ROMA - «Certo che questa riforma pregiudicherà l'efficienza della magistratura». Questo uno dei passaggi "politici" della Relazione sull' attività giudiziaria che il primo presidente della Cassazione, Nicola Marvulli, ha letto nell'Aula Magna alal cerimonia dell'inaugurazione dell'Anno giudiziario.
Marvulli ha aggiunto: «è sufficiente pensare al sistema dei concorsi per rendersi conto delle dimensioni del pregiudizio che subiranno tutti gli uffici giudiziari; chi dovrà partecipare e chi dovrà far parte delle commissioni esaminatrici non potrà certamente offrire tutta la sua disponibilità all'amministrazione della giustizia».
Il primo presidente della Cassazione punta anche il dito contro il sistema dei concorsi previsto dalla riforma dell'ordinamento giudiziario, sostenendo: «Farei violenza alla mia coscienza se non ricordassi in questa sede che il miglior giudice, quello di cui la società ha sempre auspicato di poter disporre, è quello la cui cultura è illuminata dal buon senso, dalla disponibilità all'ascolto, dalla professionalità non disgiunta dal coraggio e dalla volontà di lavorare al servizio dei cittadini, tutte doti e qualità che - ha sottolineato Marvulli - si dovrebbero poter verificare nel concreto esercizio delle rispettive funzioni, e non già soltanto attraverso la ricognizione di una preparazione teorica, che non può essere limitata negli angusti confini di una esasperata specializzazione».

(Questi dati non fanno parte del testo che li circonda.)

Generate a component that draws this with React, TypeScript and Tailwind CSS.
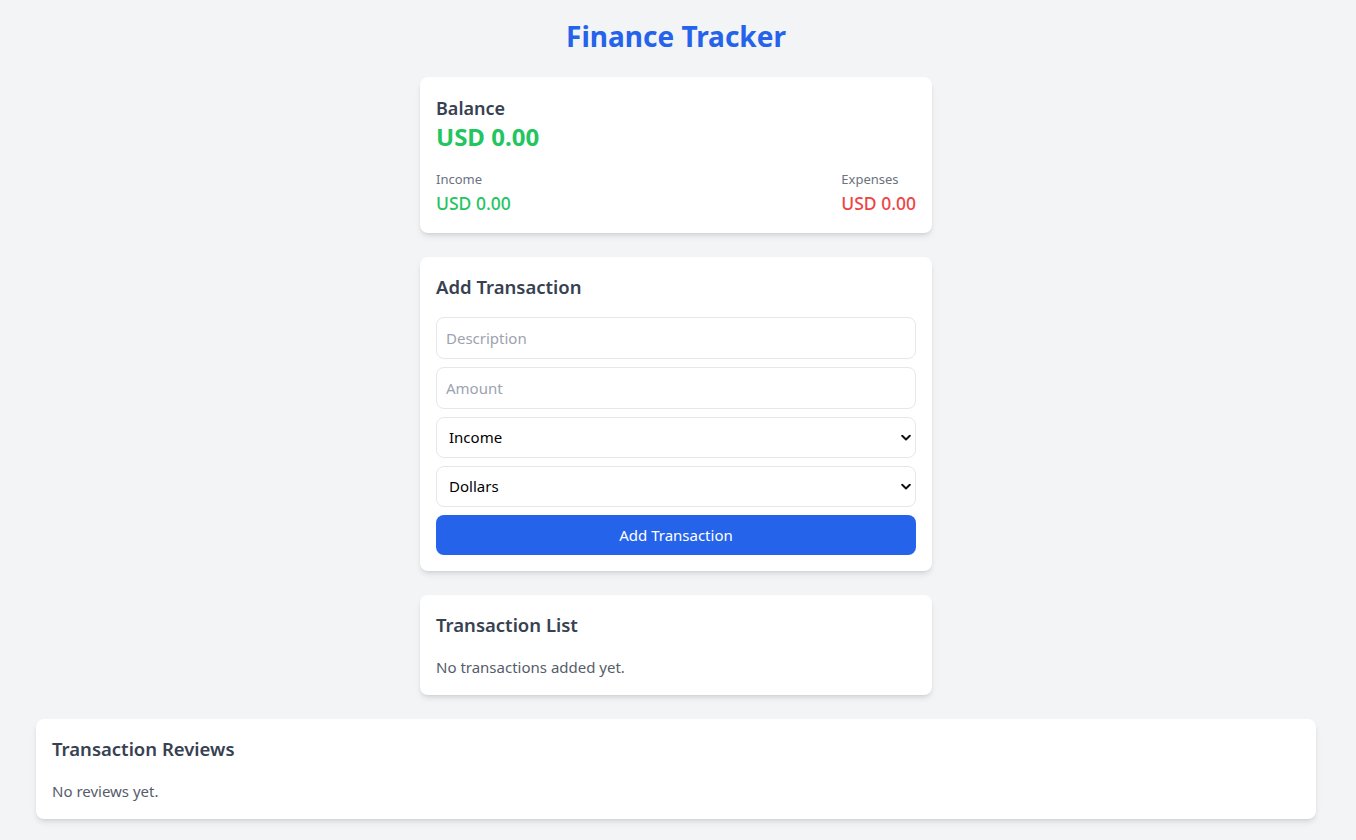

Sulla riforma dell'ordinamento giudiziario Marvulli ha ricordato le «vivaci polemiche» e «i rilievi critici» mossi dalla magistratura nel corso del «lungo e tormentato» iter legislativo della riforma.
«Il confronto tra chi proponeva quella riforma e la magistratura c'è stato, è stato ampio, si è protratto per lungo tempo, ma non ha prodotto alcun risultato positivo perché è stato negativamente condizionato, da un lato, dalla convinzione dell'esistenza di una diffusa politicizzazione della magistratura e, dall'altro, perché - ha sottolineato Marvulli - si è rivelata inadeguata la valutazione della professionalità dei magistrati, operata soltanto in virtù di benemerenze anagrafiche».
«Orbene, se potevamo e possiamo rivendicare, con orgoglio, che la stragrande maggioranza dei magistrati ha sempre saputo non confondere le proprie funzioni, le proprie scelte decisionali e le proprie iniziative con i vantaggi che la politica ne poteva trarre, altrettanto certo - ha aggiunto il presidente della Cassazione - è che non sempre abbiamo saputo sanzionare adeguatamente e tempestivamente i censurabili comportamenti di chi, assumendo spregiudicate iniziative rivelatesi illegittime e comunque prive di qualsiasi fondamento, e, talvolta, offrendosi anche alla pubblica opinione, con i suoi interventi mediatici, è apparso come il privilegiato o esclusivo depositario della verità, ed ha finito per offrire della magistratura un immagine diversa da quella reale».